The new AI algorithm, part of the open-source Cancer-Net initiative led by Dr Alexander Wong, could help unsuitable patients avoid the serious side effects of chemotherapy and pave the way for better surgical outcomes for those who are suitable.
Wong, a professor of systems design engineering at the University of Waterloo, said:
“Determining the right treatment for a given breast cancer patient is very difficult right now, and it is crucial to avoid unnecessary side effects from using treatments that are unlikely to have real benefit for that patient.
“An AI system that can help predict if a patient is likely to respond well to a given treatment gives doctors the tool needed to prescribe the best personalized treatment for a patient to improve recovery and survival.”

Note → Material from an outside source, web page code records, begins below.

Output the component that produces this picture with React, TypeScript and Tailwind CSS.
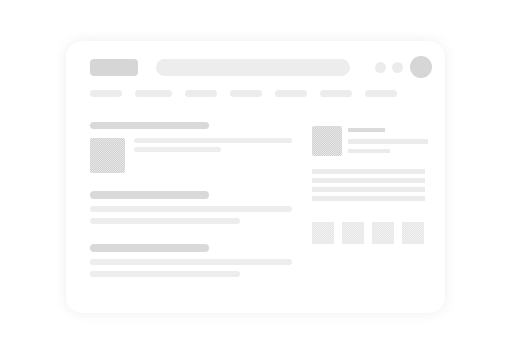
const pills = [32, 37, 32, 32, 32, 32, 32]

function Thumb({ className }: { className: string }) {
  return (
    <div
      className={`shrink-0 rounded-[2px] bg-[repeating-conic-gradient(#d2d2d2_0_25%,#e6e6e6_0_50%)] bg-[length:2px_2px] ${className}`}
    />
  )
}

function Section() {
  return (
    <div className="flex flex-col">
      <div className="h-[8px] w-[119px] rounded-full bg-[#d9d9d9]" />
      <div className="mt-[7px] h-[6px] w-[202px] rounded-full bg-[#ededed]" />
      <div className="mt-[6px] h-[6px] w-[150px] rounded-full bg-[#ededed]" />
    </div>
  )
}

export default function App() {
  return (
    <div className="h-[342px] w-[515px] bg-white pl-[66px] pt-[41px]">
      <div className="h-[272px] w-[379px] rounded-[16px] bg-white pl-[24px] pt-[15px] shadow-[0_0_14px_rgba(0,0,0,0.07)]">
        {/* header */}
        <div className="flex h-[22px] items-center">
          <div className="h-[17px] w-[48px] rounded-[4px] bg-[#d6d6d6]" />
          <div className="ml-[18px] h-[17px] w-[194px] rounded-full bg-[#ededed]" />
          <div className="ml-[25px] h-[11px] w-[11px] rounded-full bg-[#ececec]" />
          <div className="ml-[6px] h-[11px] w-[11px] rounded-full bg-[#ececec]" />
          <div className="ml-[7px] h-[22px] w-[22px] rounded-full bg-[#d6d6d6]" />
        </div>

        {/* nav */}
        <div className="mt-[12px] flex gap-[13px]">
          {pills.map((w, i) => (
            <div key={i} className="h-[7px] rounded-full bg-[#ececec]" style={{ width: w }} />
          ))}
        </div>

        <div className="mt-[25px] flex gap-[20px]">
          {/* left column */}
          <div className="flex w-[202px] flex-col">
            <div className="h-[7px] w-[119px] rounded-full bg-[#d9d9d9]" />
            <div className="mt-[9px] flex gap-[9px]">
              <Thumb className="h-[35px] w-[35px]" />
              <div className="flex flex-col pt-[0px]">
                <div className="h-[5px] w-[158px] rounded-full bg-[#ededed]" />
                <div className="mt-[4px] h-[5px] w-[87px] rounded-full bg-[#ededed]" />
              </div>
            </div>
            <div className="mt-[18px]">
              <Section />
            </div>
            <div className="mt-[20px]">
              <Section />
            </div>
          </div>

          {/* right column */}
          <div className="flex w-[116px] flex-col pt-[4px]">
            <div className="flex gap-[6px]">
              <Thumb className="h-[30px] w-[30px]" />
              <div className="flex flex-col pt-[2px]">
                <div className="h-[4px] w-[37px] bg-[#dadada]" />
                <div className="mt-[7px] h-[5px] w-[80px] bg-[#ebebeb]" />
                <div className="mt-[5px] h-[4px] w-[42px] bg-[#ebebeb]" />
              </div>
            </div>
            <div className="mt-[13px] flex flex-col gap-[4px]">
              {[0, 1, 2, 3].map((i) => (
                <div key={i} className="h-[5px] w-[113px] bg-[#ebebeb]" />
              ))}
            </div>
            <div className="mt-[21px] flex gap-[8px]">
              {[0, 1, 2, 3].map((i) => (
                <div
                  key={i}
                  className="h-[22px] w-[22px] bg-[repeating-conic-gradient(#e6e6e6_0_25%,#f1f1f1_0_50%)] bg-[length:2px_2px]"
                />
              ))}
            </div>
          </div>
        </div>
      </div>
    </div>
  )
}
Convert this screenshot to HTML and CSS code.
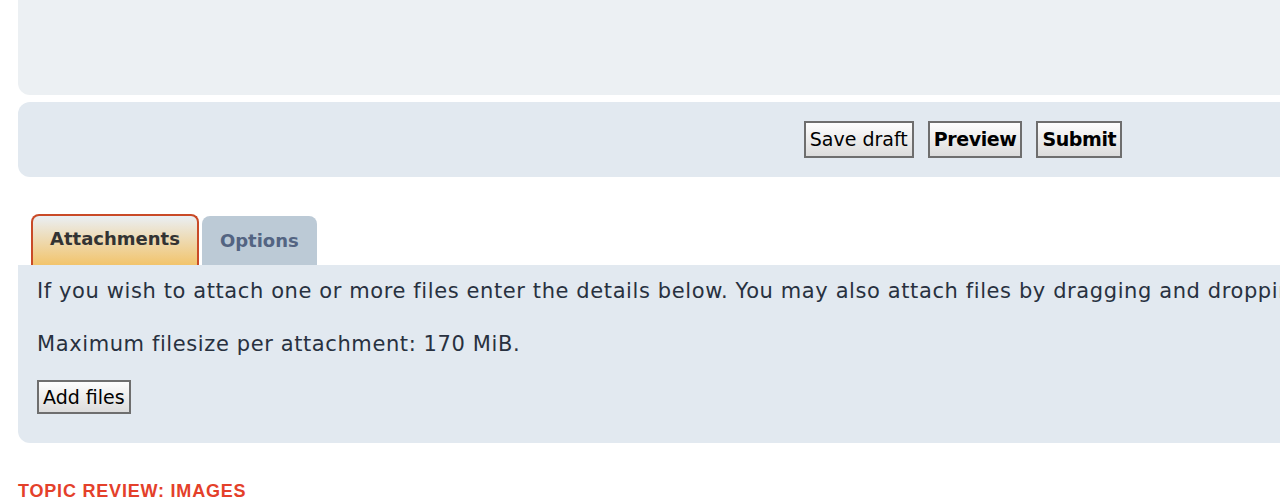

The AI software was trained with breast cancer images made with a new magnetic image resonance modality, invented by Wong and his team, called synthetic correlated diffusion imaging (CDI).
The project was led by Amy Tai, a graduate student with the Vision and Image Processing (VIP) Lab.
With knowledge obtained from CDI images of old breast cancer cases and information on their outcomes, the AI can predict if pre-operative chemotherapy treatment would benefit new patients based on their CDI images.
Known as neoadjuvant chemotherapy, the pre-surgical treatment can shrink tumours to make surgery possible or easier and reduce the need for mastectomies or other major surgery.
“I’m quite optimistic about this technology as deep-learning AI has the potential to see and discover patterns that relate to whether a patient will benefit from a given treatment.”
The new AI algorithm along with the complete dataset of CDI images of breast cancer have been made publicly available through the Cancer-Net initiative so other researchers can help advance the field.